Given problem:
Find every line with the word "styled". Copy those lines.

Supplied information:
• • • • • • •

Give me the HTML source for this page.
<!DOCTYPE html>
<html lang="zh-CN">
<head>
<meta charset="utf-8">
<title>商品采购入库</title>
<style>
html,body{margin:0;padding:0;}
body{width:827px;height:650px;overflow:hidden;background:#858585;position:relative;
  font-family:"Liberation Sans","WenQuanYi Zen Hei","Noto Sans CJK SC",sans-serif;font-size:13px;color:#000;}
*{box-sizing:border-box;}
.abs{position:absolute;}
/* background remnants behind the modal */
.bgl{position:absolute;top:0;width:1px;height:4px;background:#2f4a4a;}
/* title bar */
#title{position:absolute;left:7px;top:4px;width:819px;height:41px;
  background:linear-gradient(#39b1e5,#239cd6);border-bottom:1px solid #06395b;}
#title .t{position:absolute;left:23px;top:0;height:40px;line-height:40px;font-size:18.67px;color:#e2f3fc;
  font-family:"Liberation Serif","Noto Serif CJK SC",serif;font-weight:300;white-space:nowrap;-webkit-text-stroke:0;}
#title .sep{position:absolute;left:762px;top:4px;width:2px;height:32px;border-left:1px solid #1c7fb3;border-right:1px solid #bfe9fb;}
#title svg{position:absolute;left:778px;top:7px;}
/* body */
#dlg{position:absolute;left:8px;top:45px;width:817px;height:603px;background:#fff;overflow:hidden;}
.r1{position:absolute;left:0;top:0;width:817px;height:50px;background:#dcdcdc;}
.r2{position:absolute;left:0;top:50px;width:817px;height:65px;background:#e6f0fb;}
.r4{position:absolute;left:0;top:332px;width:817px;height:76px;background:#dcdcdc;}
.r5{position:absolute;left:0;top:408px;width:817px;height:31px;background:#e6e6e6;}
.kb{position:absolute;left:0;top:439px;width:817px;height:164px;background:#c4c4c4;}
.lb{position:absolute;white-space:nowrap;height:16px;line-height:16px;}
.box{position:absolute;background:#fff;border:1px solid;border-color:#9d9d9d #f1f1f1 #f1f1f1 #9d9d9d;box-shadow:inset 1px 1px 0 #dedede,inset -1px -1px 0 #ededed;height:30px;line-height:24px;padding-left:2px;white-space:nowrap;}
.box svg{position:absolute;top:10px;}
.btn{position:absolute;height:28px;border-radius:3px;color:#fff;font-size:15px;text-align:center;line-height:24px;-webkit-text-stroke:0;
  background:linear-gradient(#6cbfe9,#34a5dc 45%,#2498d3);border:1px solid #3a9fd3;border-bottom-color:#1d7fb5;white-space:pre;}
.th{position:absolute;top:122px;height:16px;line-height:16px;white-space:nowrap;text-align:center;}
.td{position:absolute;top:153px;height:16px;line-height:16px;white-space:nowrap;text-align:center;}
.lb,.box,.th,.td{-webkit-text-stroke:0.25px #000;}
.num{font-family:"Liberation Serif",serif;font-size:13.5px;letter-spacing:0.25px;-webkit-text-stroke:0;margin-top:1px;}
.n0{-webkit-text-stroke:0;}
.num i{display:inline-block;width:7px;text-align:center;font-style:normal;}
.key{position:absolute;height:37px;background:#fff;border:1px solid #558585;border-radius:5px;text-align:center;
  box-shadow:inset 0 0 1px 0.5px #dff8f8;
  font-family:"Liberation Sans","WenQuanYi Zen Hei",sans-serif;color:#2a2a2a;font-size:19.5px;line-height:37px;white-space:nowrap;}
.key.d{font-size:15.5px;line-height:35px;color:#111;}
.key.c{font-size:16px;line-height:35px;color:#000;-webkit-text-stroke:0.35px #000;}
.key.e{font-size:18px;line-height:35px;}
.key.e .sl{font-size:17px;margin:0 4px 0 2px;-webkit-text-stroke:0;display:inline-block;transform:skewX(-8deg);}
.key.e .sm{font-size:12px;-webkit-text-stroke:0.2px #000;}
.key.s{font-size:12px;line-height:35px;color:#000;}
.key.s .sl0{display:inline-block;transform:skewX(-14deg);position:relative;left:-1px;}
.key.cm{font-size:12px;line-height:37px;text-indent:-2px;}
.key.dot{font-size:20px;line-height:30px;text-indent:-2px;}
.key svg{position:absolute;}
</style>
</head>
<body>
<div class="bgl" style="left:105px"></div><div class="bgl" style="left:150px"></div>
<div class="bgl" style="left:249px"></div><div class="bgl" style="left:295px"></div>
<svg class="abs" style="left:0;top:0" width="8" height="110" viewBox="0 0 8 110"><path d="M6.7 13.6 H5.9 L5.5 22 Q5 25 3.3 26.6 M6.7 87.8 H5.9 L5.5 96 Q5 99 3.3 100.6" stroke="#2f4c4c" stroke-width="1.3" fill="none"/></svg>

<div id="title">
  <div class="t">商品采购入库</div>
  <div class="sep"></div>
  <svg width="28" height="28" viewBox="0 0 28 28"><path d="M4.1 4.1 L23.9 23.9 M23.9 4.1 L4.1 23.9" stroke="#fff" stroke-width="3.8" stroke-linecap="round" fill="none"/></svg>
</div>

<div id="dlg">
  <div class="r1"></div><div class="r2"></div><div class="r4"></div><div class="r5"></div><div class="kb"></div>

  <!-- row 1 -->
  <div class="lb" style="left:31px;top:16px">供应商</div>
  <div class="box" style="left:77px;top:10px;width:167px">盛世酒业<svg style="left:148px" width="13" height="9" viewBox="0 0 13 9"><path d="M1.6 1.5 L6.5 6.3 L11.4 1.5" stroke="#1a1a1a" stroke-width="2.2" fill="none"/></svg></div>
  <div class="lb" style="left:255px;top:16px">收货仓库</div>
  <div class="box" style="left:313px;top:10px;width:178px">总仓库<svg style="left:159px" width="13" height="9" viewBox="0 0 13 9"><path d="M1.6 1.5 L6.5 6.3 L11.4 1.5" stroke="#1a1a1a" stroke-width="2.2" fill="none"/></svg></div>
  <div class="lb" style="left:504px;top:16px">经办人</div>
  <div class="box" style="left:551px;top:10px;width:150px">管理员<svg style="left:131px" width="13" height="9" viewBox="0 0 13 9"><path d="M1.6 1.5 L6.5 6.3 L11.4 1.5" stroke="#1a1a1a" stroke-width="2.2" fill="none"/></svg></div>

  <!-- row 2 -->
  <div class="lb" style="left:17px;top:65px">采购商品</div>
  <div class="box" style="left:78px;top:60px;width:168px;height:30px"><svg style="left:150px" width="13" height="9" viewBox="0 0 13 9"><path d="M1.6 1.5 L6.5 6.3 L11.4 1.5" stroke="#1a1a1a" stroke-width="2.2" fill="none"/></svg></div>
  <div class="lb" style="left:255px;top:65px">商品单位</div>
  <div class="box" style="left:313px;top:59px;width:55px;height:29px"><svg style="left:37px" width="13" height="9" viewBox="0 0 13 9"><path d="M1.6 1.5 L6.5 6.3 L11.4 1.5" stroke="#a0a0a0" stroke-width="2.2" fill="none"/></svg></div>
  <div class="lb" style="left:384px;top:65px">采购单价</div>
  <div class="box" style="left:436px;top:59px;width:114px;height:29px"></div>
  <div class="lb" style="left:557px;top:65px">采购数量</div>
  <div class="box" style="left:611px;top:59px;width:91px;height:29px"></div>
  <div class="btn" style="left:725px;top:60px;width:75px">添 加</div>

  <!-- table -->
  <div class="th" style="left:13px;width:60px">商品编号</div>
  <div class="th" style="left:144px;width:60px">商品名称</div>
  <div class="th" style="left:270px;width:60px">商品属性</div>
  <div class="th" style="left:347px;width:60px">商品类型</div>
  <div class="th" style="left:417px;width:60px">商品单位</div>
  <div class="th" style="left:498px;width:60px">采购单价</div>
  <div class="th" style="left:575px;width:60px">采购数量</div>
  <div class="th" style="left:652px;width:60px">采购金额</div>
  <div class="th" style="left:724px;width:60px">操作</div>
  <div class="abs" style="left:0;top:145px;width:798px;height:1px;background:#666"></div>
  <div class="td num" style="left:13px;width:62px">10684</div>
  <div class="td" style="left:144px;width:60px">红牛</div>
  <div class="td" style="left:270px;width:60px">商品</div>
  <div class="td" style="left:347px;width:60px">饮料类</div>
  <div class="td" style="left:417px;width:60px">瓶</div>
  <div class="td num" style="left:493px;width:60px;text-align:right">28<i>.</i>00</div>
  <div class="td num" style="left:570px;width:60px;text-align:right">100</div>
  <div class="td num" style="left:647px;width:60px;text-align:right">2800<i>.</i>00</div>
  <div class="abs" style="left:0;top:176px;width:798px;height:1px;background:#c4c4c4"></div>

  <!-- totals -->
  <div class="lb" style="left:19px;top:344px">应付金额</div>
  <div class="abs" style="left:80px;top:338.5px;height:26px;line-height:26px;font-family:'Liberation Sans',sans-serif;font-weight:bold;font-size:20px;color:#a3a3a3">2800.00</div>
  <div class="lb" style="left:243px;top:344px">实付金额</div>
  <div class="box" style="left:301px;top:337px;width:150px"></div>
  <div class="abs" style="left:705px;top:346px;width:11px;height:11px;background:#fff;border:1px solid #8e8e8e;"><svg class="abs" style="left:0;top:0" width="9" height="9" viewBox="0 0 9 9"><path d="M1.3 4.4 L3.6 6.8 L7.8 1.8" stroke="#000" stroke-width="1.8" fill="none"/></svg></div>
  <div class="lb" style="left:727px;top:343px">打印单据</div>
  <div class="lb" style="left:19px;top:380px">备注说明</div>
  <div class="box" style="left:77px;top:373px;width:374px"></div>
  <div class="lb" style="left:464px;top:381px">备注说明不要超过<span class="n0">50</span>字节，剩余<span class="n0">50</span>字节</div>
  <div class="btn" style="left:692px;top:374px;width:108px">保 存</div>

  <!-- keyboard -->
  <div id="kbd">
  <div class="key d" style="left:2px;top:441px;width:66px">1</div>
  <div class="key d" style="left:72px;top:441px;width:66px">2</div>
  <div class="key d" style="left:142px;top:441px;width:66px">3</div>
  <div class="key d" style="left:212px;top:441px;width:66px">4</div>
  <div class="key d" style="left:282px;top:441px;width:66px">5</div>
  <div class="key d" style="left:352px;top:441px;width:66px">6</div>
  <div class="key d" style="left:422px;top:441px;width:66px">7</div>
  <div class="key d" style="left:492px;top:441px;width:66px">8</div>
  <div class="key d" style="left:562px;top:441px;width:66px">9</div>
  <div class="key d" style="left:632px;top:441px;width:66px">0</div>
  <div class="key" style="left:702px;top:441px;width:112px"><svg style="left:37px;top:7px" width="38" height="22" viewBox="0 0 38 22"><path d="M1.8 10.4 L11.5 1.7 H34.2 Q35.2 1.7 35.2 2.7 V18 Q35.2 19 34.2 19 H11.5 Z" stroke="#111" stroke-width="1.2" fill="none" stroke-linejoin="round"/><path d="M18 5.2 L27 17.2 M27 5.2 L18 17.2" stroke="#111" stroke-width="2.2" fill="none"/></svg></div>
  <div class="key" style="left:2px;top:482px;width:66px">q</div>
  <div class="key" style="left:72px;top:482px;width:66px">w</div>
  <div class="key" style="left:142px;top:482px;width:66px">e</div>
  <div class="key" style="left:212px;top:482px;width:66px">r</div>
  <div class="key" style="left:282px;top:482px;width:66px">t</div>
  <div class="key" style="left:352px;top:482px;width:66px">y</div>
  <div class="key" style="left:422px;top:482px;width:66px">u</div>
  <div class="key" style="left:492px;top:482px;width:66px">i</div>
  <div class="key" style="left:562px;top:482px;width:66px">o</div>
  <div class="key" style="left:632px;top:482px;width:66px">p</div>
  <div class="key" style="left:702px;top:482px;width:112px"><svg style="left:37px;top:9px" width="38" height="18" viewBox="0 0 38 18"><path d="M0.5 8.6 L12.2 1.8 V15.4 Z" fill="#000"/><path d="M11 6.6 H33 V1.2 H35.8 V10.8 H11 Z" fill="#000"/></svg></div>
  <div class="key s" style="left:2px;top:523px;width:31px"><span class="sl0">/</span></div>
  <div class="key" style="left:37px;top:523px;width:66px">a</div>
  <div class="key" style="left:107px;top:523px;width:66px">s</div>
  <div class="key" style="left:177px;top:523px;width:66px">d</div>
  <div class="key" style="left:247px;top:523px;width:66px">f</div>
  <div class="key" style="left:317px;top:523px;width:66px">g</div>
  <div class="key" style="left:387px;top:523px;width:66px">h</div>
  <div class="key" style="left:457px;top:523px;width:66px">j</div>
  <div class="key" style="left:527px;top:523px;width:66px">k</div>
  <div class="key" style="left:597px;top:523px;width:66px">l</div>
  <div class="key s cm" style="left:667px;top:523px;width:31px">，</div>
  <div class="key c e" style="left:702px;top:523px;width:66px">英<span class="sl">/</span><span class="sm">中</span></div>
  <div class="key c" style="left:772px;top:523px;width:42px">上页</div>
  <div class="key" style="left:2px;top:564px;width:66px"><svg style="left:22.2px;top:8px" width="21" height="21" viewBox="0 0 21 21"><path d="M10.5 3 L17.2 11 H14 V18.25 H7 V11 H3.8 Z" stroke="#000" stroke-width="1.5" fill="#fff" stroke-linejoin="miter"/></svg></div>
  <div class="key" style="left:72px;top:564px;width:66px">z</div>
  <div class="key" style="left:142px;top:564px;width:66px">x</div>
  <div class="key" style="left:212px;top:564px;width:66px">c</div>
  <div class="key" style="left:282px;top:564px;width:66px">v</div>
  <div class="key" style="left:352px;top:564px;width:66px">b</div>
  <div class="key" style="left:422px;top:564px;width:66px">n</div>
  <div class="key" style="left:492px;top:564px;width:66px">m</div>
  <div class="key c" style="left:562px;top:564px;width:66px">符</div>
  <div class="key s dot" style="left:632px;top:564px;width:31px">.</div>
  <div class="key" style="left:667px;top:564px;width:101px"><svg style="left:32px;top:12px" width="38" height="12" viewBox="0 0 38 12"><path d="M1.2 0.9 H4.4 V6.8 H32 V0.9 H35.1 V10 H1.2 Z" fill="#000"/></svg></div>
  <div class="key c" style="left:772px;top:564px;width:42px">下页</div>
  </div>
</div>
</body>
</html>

• • • • • • •

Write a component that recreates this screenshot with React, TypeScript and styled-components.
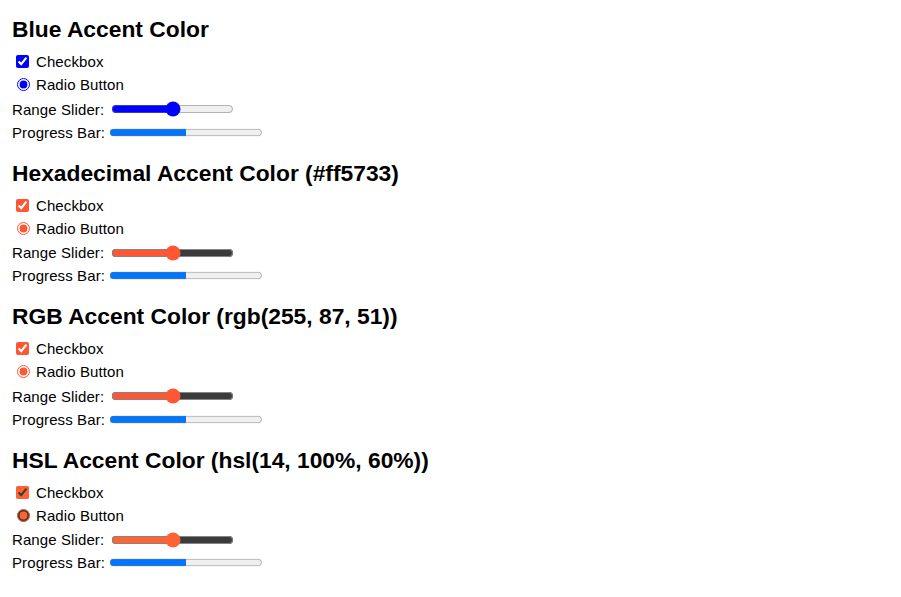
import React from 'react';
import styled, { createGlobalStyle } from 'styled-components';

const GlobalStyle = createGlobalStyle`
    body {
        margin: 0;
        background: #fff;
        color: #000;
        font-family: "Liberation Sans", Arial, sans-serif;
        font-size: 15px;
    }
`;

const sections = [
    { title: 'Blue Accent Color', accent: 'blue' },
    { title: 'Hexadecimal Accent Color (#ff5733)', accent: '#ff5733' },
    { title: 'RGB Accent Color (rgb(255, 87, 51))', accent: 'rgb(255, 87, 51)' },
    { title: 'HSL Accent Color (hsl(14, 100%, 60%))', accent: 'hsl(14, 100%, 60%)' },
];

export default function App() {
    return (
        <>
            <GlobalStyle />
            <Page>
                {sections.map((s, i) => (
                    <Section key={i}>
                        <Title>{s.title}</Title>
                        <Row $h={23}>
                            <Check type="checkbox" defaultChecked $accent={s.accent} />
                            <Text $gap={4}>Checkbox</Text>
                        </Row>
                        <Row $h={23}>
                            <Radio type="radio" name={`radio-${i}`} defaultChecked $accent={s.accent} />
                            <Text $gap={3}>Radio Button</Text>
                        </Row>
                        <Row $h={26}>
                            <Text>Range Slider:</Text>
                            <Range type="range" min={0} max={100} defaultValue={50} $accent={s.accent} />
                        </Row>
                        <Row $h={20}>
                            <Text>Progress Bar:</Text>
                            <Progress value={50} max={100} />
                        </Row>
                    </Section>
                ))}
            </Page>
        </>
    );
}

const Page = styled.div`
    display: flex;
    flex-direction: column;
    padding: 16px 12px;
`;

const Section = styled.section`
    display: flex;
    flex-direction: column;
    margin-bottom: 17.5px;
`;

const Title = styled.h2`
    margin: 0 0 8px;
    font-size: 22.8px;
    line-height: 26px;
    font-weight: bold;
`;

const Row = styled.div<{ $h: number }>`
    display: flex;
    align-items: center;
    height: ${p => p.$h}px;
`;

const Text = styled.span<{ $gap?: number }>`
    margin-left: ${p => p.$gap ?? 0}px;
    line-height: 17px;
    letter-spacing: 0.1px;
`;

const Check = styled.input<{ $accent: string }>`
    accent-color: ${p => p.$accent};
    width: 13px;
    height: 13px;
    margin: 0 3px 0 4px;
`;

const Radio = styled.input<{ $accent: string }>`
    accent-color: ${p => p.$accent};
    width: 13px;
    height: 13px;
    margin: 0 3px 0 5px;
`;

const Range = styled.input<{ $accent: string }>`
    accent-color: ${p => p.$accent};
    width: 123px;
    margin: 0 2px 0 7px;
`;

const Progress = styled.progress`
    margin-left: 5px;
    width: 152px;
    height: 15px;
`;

• • • • • • •

Response to the exercise:
Write a component that recreates this screenshot with React, TypeScript and styled-components.
import styled, { createGlobalStyle } from 'styled-components';
const Page = styled.div`
const Section = styled.section`
const Title = styled.h2`
const Row = styled.div<{ $h: number }>`
const Text = styled.span<{ $gap?: number }>`
const Check = styled.input<{ $accent: string }>`
const Radio = styled.input<{ $accent: string }>`
const Range = styled.input<{ $accent: string }>`
const Progress = styled.progress`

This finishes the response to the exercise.